After seeing three pitches from Perez, Ellsbury jumped all over Smith’s first-pitch fastball for the game-winner. It locked down the Red Sox’ fourth walk-off win of the season, pushing them 11 games over .500 for first time since May 3.
“I’ve never really been in that situation, but I know him coming in, his mindset is to throw a strike and try to make it 2-2,” Ellsbury said. “I figured, be aggressive if I got my pitch.”
“I think the biggest thing is that we didn’t abandon the plan,” Farrell said. “We continued to stay with, I think, a pretty strict strike zone. Perez threw a number of quality pitches that were just off the edge. We were able to bunch some hits and the three walks combined. When David hits the double, I think we felt like we had life in the ninth inning, but certainly it elevated it a notch or two. And really, when you think back to the ninth inning, the key at-bat to me was Iglesias’ walk. He fouls off a tough two-strike pitch, takes a close 3-2 pitch to walk. Unfortunately for them, Perez goes out with an injury. We felt like when smith came in, that arm slot fit jake’s swing pretty well and we saw the reason for it.”
Early on, the Sox couldn’t solve Cleveland starter Corey Kluber, who struck out 10 while walking one while allowing just one run on three hits. The strikeouts were a career-high for the righty, who came in with a 5.76 ERA over 29 2/3 innings as a starter. (He had totaled five innings in relief.) The Red Sox came into the game boasting the third-best OPS (.828) in the majors against right-handed starters.
Felix Doubront had trouble carrying over the momentum of his last start, allowing two, first-inning runs. The lefty somewhat rebounded, finishing a 112-pitch outing having given up four runs on five hits, striking out eight and walking two.
“I’ll tell you, with this team, I think it is a nice little character-builder,” Gomes said. “I mean, win or lose, you got to clear the slate when you leave these doors right here. We come in tomorrow, zero-zero. You know, that one game in this series, we lost by a bunch, cleaned the slate, came in ready. With a new team and a new day tomorrow, there’s no momentum. It’s a clean slate, so I think the team’s done a good job of that.”

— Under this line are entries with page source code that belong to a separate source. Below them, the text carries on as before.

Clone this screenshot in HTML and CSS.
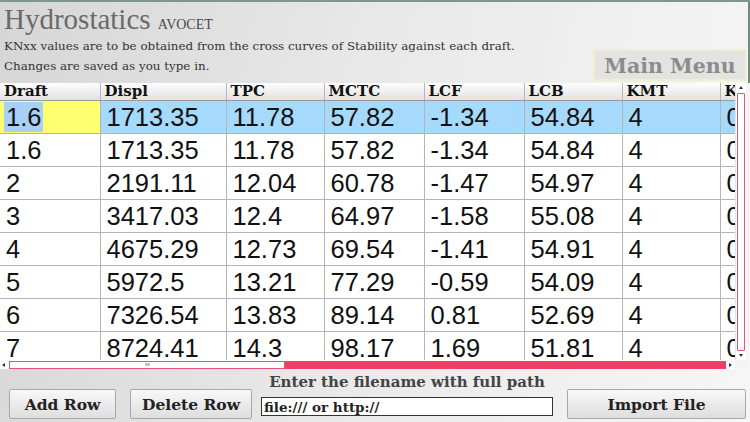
FILE: index.html
```html
<!DOCTYPE html>
<html>
<head>
<meta charset="utf-8">
<link rel="stylesheet" href="styles.css">
</head>
<body>
<div class="page">
  <header class="top">
    <div class="intro">
      <h1 class="title">Hydrostatics <span class="ship">AVOCET</span></h1>
      <p class="note">KNxx values are to be obtained from the cross curves of Stability against each draft.</p>
      <p class="note">Changes are saved as you type in.</p>
    </div>
    <button class="menu">Main Menu</button>
  </header>

  <section class="sheet">
    <div class="view">
      <table class="data">
        <colgroup>
          <col class="c1"><col class="c2"><col class="c3"><col class="c4"><col class="c5"><col class="c6"><col class="c7"><col class="c8">
        </colgroup>
        <thead>
          <tr><th>Draft</th><th>Displ</th><th>TPC</th><th>MCTC</th><th>LCF</th><th>LCB</th><th>KMT</th><th>KN</th></tr>
        </thead>
        <tbody>
          <tr class="sel"><td class="edit"><span class="hl">1.6</span></td><td>1713.35</td><td>11.78</td><td>57.82</td><td>-1.34</td><td>54.84</td><td>4</td><td>0</td></tr>
          <tr><td>1.6</td><td>1713.35</td><td>11.78</td><td>57.82</td><td>-1.34</td><td>54.84</td><td>4</td><td>0</td></tr>
          <tr><td>2</td><td>2191.11</td><td>12.04</td><td>60.78</td><td>-1.47</td><td>54.97</td><td>4</td><td>0</td></tr>
          <tr><td>3</td><td>3417.03</td><td>12.4</td><td>64.97</td><td>-1.58</td><td>55.08</td><td>4</td><td>0</td></tr>
          <tr><td>4</td><td>4675.29</td><td>12.73</td><td>69.54</td><td>-1.41</td><td>54.91</td><td>4</td><td>0</td></tr>
          <tr><td>5</td><td>5972.5</td><td>13.21</td><td>77.29</td><td>-0.59</td><td>54.09</td><td>4</td><td>0</td></tr>
          <tr><td>6</td><td>7326.54</td><td>13.83</td><td>89.14</td><td>0.81</td><td>52.69</td><td>4</td><td>0</td></tr>
          <tr><td>7</td><td>8724.41</td><td>14.3</td><td>98.17</td><td>1.69</td><td>51.81</td><td>4</td><td>0</td></tr>
        </tbody>
      </table>
    </div>
    <div class="vbar">
      <span class="arrow up"></span>
      <span class="vthumb"></span>
      <span class="arrow down"></span>
    </div>
    <div class="hbar">
      <span class="arrow left"></span>
      <span class="hthumb"><span class="grip"></span></span>
      <span class="htrack"></span>
      <span class="arrow right"></span>
    </div>
    <div class="corner"></div>
  </section>

  <footer class="actions">
    <button class="btn add">Add Row</button>
    <button class="btn del">Delete Row</button>
    <div class="file">
      <label class="file-label" for="path">Enter the filename with full path</label>
      <input id="path" class="file-input" type="text" value="file:/// or http://">
    </div>
    <button class="btn import">Import File</button>
  </footer>
</div>
</body>
</html>
```

FILE: styles.css
```css
html, body {
  margin: 0;
  padding: 0;
}
body {
  width: 750px;
  height: 422px;
  overflow: hidden;
  font-family: "Liberation Serif", serif;
}
.page {
  width: 750px;
  height: 422px;
  box-sizing: border-box;
  border-top: 2px solid #7d978d;
  background: linear-gradient(100deg, #d6d6d6 0%, #e8e8e8 45%, #f6f6f6 100%);
  display: flex;
  flex-direction: column;
}
.top {
  height: 81px;
  display: flex;
  justify-content: space-between;
  align-items: flex-end;
  box-sizing: border-box;
  border-right: 2px solid #6f8a80;
  padding: 0 1px 1px 4px;
}
.intro {
  align-self: flex-start;
}
.title {
  margin: 0;
  padding-top: 1px;
  font-weight: normal;
  font-size: 29px;
  line-height: 33px;
  color: #6a6a6a;
}
.ship {
  font-size: 14px;
  line-height: 1;
  color: #4a4a4a;
}
.note {
  margin: 0;
  font-family: "DejaVu Serif", serif;
  font-size: 11.9px;
  line-height: 20px;
  color: #333;
}
.menu {
  width: 154px;
  height: 32px;
  margin-bottom: 1px;
  box-sizing: border-box;
  border: 2px solid #efefcc;
  background: #e3e3e1;
  font-family: "DejaVu Serif", serif;
  font-weight: bold;
  font-size: 20.5px;
  color: #8c8c8c;
  padding: 2px 0 0 0;
  text-align: center;
}

/* sheet */
.sheet {
  width: 746px;
  height: 286px;
  display: grid;
  grid-template-columns: 735px 11px;
  grid-template-rows: 277px 9px;
  background: #fff;
}
.view {
  overflow: hidden;
  background: #fff;
}
.data {
  border-collapse: collapse;
  table-layout: fixed;
  width: 780px;
}
.c1 { width: 100px; }
.c2 { width: 126px; }
.c3 { width: 98px; }
.c4 { width: 100px; }
.c5 { width: 100px; }
.c6 { width: 98px; }
.c7 { width: 98px; }
.c8 { width: 60px; }
.data th {
  height: 17px;
  padding: 0 0 0 4px;
  text-align: left;
  font-family: "DejaVu Serif", serif;
  font-weight: bold;
  font-size: 15px;
  line-height: 17px;
  color: #111;
  background: linear-gradient(#fdfdfd, #e2e2e2);
  border-right: 1px solid #b8b8b8;
  border-bottom: 1px solid #9a9a9a;
  overflow: hidden;
  white-space: nowrap;
}
.data td {
  height: 32px;
  padding: 0 0 0 6px;
  font-family: "Liberation Sans", Arial, sans-serif;
  font-size: 25.5px;
  line-height: 32px;
  color: #111;
  border-right: 1px solid #b4b4b4;
  border-bottom: 1px solid #b4b4b4;
  overflow: hidden;
  white-space: nowrap;
}
.data tr.sel td {
  background: #a6dafc;
}
.data tr.sel td.edit {
  background: #ffff70;
  padding-left: 4px;
}
.hl {
  background: #a8cff5;
  padding: 1px 2px;
}

/* scrollbars */
.vbar {
  display: flex;
  flex-direction: column;
  align-items: center;
  background: #fff;
  border-left: 1px solid #e6e6e6;
}
.vthumb {
  flex: 1;
  width: 6px;
  border: 1px solid #e4547a;
  border-radius: 1px;
  margin: 1px 0;
  background: #fff;
}
.hbar {
  display: flex;
  align-items: center;
  background: #fff;
}
.hthumb {
  width: 274px;
  height: 6px;
  border: 1px solid #e4547a;
  background: #fff;
  margin-left: 1px;
  display: flex;
  justify-content: center;
  align-items: center;
}
.grip {
  width: 5px;
  height: 3px;
  background: #c4c4c4;
}
.htrack {
  flex: 1;
  height: 8px;
  background: #f23d66;
}
.corner {
  background: #f4f4f4;
}
.arrow {
  width: 0;
  height: 0;
  flex: none;
}
.arrow.up {
  margin-top: 3px;
  border-left: 2px solid transparent;
  border-right: 2px solid transparent;
  border-bottom: 3px solid #333;
  margin-bottom: 3px;
}
.arrow.down {
  margin-bottom: 3px;
  margin-top: 2px;
  border-left: 2px solid transparent;
  border-right: 2px solid transparent;
  border-top: 3px solid #333;
}
.arrow.left {
  margin: 0 3px 0 2px;
  border-top: 2px solid transparent;
  border-bottom: 2px solid transparent;
  border-right: 3px solid #333;
}
.arrow.right {
  margin: 0 3px 0 3px;
  border-top: 2px solid transparent;
  border-bottom: 2px solid transparent;
  border-left: 3px solid #333;
}

/* footer */
.actions {
  flex: 1;
  display: flex;
  align-items: flex-end;
  padding: 0 4px 3px 9px;
}
.btn {
  height: 30px;
  box-sizing: border-box;
  border: 1px solid #a8a8a8;
  border-radius: 2px;
  background: linear-gradient(#f8f8f8, #dedede);
  font-family: "DejaVu Serif", serif;
  font-weight: bold;
  font-size: 15.5px;
  color: #222;
  padding: 0;
}
.add { width: 107px; }
.del { width: 122px; margin-left: 14px; }
.import { width: 179px; margin-left: 14px; }
.file {
  display: flex;
  flex-direction: column;
  align-items: center;
  margin-left: 9px;
  margin-bottom: 3px;
}
.file-label {
  font-family: "DejaVu Serif", serif;
  font-weight: bold;
  font-size: 15px;
  line-height: 20px;
  color: #444;
  margin-bottom: 5px;
}
.file-input {
  width: 292px;
  height: 19px;
  box-sizing: border-box;
  border: 1px solid #333;
  background: #fff;
  padding: 0 2px;
  font-family: "DejaVu Serif", serif;
  font-weight: bold;
  font-size: 13.5px;
  color: #222;
}
```
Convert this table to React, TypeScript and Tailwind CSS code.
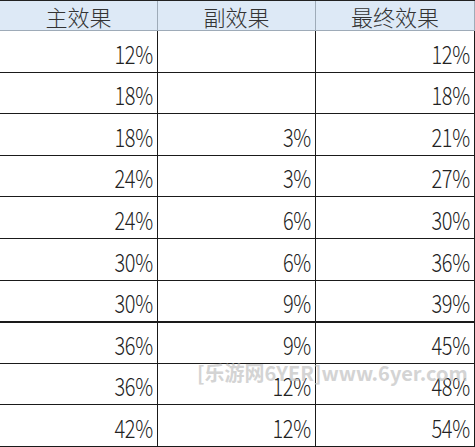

Here is what went right in the Red Sox’ 31st win of the season:
WHAT WENT RIGHT
- Daniel Nava clubbed a ball off the base of the left field wall in the third inning, scoring Drew, who had led off the frame with a ground-rule double to right. It was the 16th RBI for Nava, which is second-best on the team. Unfortunately for the outfielder, Michael Brantley made a perfect transfer on the play off the wall, ultimately gunning down Nava at second for the inning’s final out.
- Drew would also score the Red Sox’ second run, coming in on Jose Iglesias’ eighth-inning sacrifice fly.
“It was just a good day overall,” said the Sox shortstop. “I felt like I’ve been swinging the bat well, I just haven’t had any results. It was one of those days you kind of look back, hit the ball well and this time they didn’t catch it. Right place at the right time.”
- The Red Sox managed to cut the lead to one in the ninth as Pedroia led off with a walk and was followed by double off the bat of Ortiz. Both runners would score on ground outs.
- Saltalamacchia threw out his fourth attempted base-stealer (in 25 chances), gunning down Bourn in the seventh. The play resulted in an argument between the Indians’ outfielder and second base umpire Tom Halion, leading to Cleveland manager Terry Francona running on the field to join the dispute. While the three were arguing, the singing of ‘God Bless America’ began, forcing the trio to pause their argument, take off theirs hats and thereby ending the disagreement.
WHAT WENT WRONG
- Doubront had issues out of the gate. After Michael Bourn led off with a single, and stole second base, Jason Kipnis reached when Ellsbury dropped a shallow pop-up (with Stephen Drew offering somewhat of a distraction while also chasing after the hit). Nick Swisher loaded the bases with a single, leading to Carlos Santana’s two-run single. Three hits were the most allowed by Doubront in a first inning this season.
“It was pretty slow the first two innings,” Doubront said. “Overall, I feel good. I feel good. That happens. A couple mistakes. There were two homers and an 0-2 mistake to Santana to drive in the first two runs. Other than that, keep working, keep working the other innings and try to get outs. I think everything went well. It doesn’t matter what happens, you just have to keep working and be more efficient and try to do better next time.”
- The Red Sox starter allowed Cleveland to add some cushion thanks to a pair of solo home runs. The first came in the fifth, when Kipnis’ line-drive curled around the right-field foul pole. The Indians then made it 4-1 as Swisher deposited a 2-2 fastball from Doubront over the left field wall. It marked the first time this season the lefty has allowed multiple home runs.
- Ellsbury experienced another miscue in the field when he allowed Kipnis’ ball to right-center field drop between himself and Nava, who made a desperate lunge at what resulted in a leadoff double. The base-hit ultimately led to the visitors’ fifth run when Swisher’s sacrifice fly to left plated Kipnis. (The Red Sox did manager a double-play on the scoring play, with catcher Jarrod Saltalamacchia taking the throw from Daniel Nava and firing it to first in time to get Asdrubal Cabrera cheating off first base.)